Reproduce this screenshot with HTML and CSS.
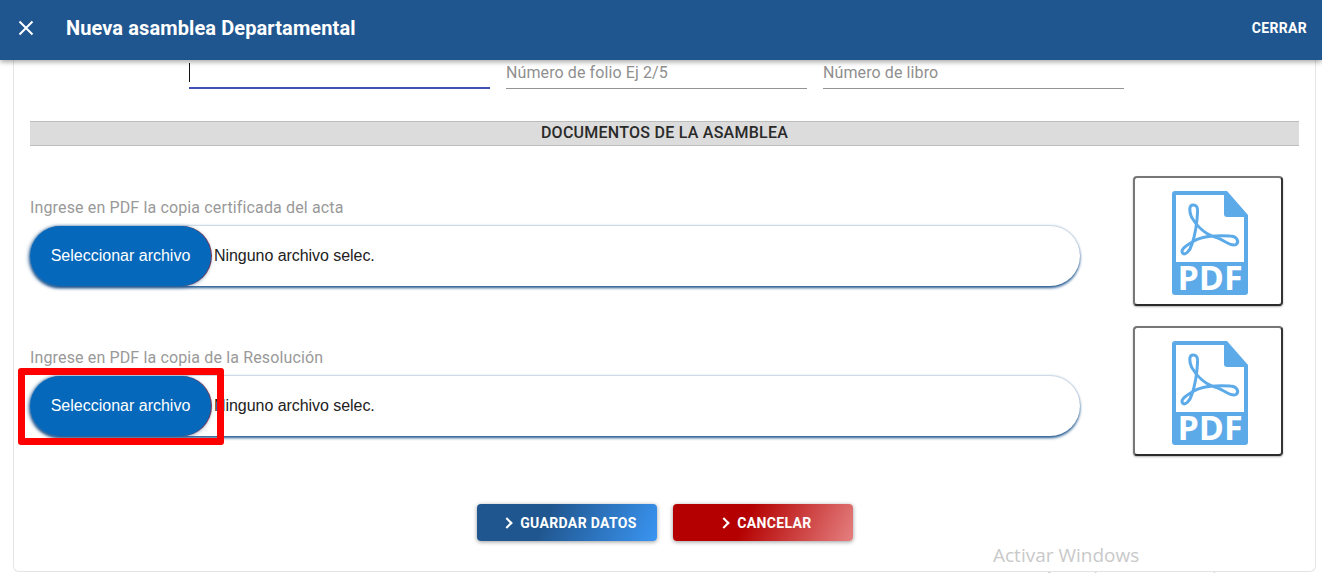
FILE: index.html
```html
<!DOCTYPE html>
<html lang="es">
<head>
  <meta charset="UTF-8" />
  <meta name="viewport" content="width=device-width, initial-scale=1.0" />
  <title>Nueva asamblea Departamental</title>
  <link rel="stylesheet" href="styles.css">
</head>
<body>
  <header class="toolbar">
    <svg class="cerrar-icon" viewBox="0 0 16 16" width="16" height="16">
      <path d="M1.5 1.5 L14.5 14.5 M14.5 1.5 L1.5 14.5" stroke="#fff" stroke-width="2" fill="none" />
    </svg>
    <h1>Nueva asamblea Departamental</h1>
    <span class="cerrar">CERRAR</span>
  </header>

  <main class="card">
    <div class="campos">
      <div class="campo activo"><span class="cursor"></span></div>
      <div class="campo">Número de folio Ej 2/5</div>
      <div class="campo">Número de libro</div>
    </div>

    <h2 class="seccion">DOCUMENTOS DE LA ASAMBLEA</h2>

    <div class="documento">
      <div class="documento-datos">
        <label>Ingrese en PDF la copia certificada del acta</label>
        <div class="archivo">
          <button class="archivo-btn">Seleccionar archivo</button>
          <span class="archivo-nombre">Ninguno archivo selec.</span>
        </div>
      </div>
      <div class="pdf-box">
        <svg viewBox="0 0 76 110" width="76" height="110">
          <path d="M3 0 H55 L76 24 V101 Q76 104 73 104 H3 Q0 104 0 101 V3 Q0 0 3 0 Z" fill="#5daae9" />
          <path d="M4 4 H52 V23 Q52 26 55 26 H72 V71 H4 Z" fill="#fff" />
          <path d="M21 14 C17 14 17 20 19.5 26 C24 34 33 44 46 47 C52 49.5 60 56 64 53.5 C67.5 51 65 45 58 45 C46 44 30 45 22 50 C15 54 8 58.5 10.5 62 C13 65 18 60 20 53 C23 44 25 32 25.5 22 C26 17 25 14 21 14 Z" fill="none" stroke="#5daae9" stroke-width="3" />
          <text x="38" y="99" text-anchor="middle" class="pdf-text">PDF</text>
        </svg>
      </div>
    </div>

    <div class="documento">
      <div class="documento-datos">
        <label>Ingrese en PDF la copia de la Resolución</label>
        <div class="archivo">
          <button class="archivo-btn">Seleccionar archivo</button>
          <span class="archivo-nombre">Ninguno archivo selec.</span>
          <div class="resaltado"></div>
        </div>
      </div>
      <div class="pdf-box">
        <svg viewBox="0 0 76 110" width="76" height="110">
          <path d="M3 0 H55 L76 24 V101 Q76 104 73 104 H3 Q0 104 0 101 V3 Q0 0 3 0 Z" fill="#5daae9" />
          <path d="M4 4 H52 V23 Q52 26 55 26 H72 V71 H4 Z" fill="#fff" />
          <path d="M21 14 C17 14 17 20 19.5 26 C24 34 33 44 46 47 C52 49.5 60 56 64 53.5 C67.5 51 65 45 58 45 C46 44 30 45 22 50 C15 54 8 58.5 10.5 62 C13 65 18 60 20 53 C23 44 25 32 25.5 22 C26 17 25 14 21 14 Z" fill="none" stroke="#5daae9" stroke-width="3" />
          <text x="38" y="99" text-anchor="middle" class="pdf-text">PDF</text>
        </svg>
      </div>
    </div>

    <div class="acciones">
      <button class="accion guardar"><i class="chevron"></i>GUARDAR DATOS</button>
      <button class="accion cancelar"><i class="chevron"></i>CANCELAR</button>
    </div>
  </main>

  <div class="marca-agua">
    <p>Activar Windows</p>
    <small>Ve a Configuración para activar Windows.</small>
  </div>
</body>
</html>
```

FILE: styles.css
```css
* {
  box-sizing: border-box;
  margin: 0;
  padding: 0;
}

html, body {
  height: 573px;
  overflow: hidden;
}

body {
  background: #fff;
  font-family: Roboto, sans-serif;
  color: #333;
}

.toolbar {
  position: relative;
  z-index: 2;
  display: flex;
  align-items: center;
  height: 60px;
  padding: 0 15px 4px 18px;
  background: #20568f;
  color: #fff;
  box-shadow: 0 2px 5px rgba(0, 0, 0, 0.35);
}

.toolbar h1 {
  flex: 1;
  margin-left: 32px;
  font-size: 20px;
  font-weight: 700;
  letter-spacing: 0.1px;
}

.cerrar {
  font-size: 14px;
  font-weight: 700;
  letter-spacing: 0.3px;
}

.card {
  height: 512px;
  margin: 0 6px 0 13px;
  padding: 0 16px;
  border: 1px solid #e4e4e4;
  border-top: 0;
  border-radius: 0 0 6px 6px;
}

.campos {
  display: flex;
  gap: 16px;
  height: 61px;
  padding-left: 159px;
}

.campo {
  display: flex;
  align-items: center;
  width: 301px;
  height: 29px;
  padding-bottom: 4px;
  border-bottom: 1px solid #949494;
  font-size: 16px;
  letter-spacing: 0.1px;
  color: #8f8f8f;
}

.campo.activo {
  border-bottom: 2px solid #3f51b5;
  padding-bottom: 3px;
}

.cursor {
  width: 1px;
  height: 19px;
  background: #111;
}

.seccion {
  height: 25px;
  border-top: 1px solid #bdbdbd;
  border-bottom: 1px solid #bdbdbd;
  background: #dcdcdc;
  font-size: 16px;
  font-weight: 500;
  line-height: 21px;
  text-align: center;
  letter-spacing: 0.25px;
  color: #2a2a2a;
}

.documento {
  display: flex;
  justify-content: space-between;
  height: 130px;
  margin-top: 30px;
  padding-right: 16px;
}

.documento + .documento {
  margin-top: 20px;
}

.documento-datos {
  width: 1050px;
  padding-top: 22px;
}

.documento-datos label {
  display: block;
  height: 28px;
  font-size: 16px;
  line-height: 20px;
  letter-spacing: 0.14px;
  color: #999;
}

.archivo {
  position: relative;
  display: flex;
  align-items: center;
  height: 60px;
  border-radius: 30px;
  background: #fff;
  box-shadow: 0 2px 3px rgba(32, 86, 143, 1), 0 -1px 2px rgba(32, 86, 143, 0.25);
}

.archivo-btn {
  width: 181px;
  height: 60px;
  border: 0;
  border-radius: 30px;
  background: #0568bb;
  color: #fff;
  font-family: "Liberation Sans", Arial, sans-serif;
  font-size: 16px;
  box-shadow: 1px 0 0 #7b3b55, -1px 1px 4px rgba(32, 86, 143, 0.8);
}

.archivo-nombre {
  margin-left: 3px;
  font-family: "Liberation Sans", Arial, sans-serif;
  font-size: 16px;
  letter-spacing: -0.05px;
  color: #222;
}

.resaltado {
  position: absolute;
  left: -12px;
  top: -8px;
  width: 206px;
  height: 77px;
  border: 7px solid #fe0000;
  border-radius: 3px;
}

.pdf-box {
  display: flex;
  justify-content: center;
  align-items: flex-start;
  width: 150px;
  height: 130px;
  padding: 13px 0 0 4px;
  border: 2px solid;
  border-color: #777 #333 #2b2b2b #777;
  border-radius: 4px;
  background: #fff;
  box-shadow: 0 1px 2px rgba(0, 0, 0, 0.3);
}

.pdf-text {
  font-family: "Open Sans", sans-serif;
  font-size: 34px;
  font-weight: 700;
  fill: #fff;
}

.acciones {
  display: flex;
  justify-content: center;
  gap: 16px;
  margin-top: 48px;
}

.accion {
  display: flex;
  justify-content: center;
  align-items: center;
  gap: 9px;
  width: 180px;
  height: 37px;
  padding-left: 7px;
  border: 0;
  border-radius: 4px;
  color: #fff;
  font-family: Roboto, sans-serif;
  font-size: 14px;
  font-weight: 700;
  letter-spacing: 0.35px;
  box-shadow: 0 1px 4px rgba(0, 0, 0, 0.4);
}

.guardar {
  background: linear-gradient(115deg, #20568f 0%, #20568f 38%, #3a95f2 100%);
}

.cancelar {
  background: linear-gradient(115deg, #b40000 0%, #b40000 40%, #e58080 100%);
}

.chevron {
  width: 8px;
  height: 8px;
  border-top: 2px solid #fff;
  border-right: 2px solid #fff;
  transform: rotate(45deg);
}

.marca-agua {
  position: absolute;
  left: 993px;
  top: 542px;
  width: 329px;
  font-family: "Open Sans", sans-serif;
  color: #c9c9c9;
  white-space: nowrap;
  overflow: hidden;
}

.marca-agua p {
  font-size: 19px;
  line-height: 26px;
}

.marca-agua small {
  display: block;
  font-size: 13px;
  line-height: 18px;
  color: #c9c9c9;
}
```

==

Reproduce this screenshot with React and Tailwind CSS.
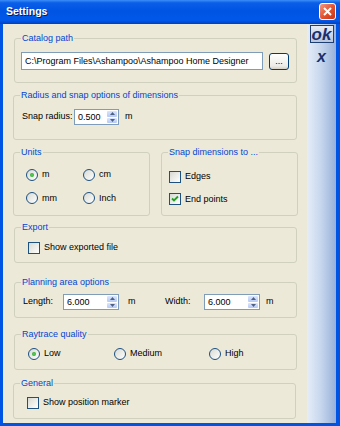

▶ _WHAT THIS TASK INVOLVES_: Find the lines holding "with" and list every one.

▶ _TASK RESULT_:
Reproduce this screenshot with HTML and CSS.
Reproduce this screenshot with React and Tailwind CSS.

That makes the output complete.